Friday, April 29, 2005

Hansleman's List: PIDs & Troubleshooting With Them

More from Scott Hansleman's list of what great developers should know: "What is a PID? How is it useful when troubleshooting a system?" A PID is a Proportional-Integral-Derivative, a device used to monitor and control temperature in a very precise fashion. PIDs are often added on to home espresso systems by techie espresso fanatics to get the utmost in water temperature stability during a shot. (Google "PID Sylvia" for hits) However, I think Hansleman most likely means in the .NET context, where PID would be a Process Identifier, a numeric label for each process running in a system. I'm short in practical experience debugging/troubleshooting in this environment, being in the position of just moving over to .NET development from other domains; however, Google searches brought up a wealth of interesting search hits on using various tools to search out memory leaks and performance issues. 'Akhune's Weblog' has as its single post a handy guide for using several differnet tools to delve into CLR performance issues. See also Rico Mariani's blog post here for similar details with a step-by-step walkthrough. Useful tools:
  • tasklist.exe prints a list of all processes currently running.

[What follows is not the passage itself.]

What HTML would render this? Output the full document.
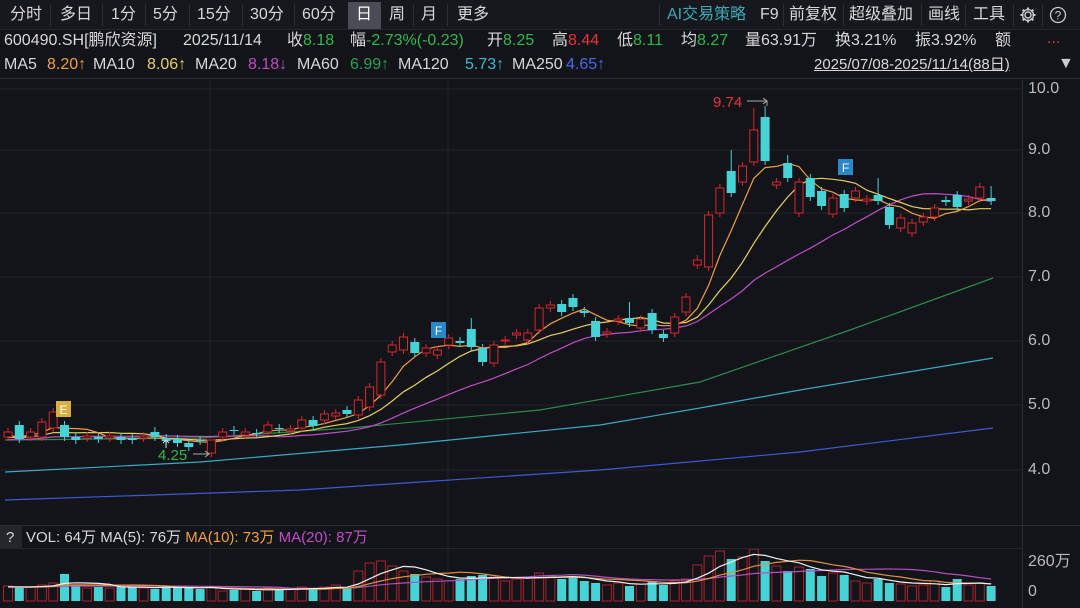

  • vadump.exe, available here can be used to look at the virtual address space of a process.
  • windbg, available here, lets you get down and deep into a process. Looks to be frightenly like ddd and gdb I'm somewhat familiar with from my *nix development stints.
  • The CLR Profiler, available here, will let you look at a passle of garbage collection issues, heap states, call trees, histograms for various allocations, and a bunch of other stuff.
  • The Runtime Debugger (Cordbg.exe), works for managed code, plus its source code ships with VS.NET under the SDK Tools Developers Guide folder.
Important note: Most of these tools will require that you've compiled with debug flags. UPDATE: A good friend passed on a recommendation for Process Explorer, another great tool from Sysinternals. I'd seen references to Process Explorer, but hadn't checked it out. I've used RegMon and FileMon from Sysinternals with great sucess, so I'd guess Process Explorer should be just as useful.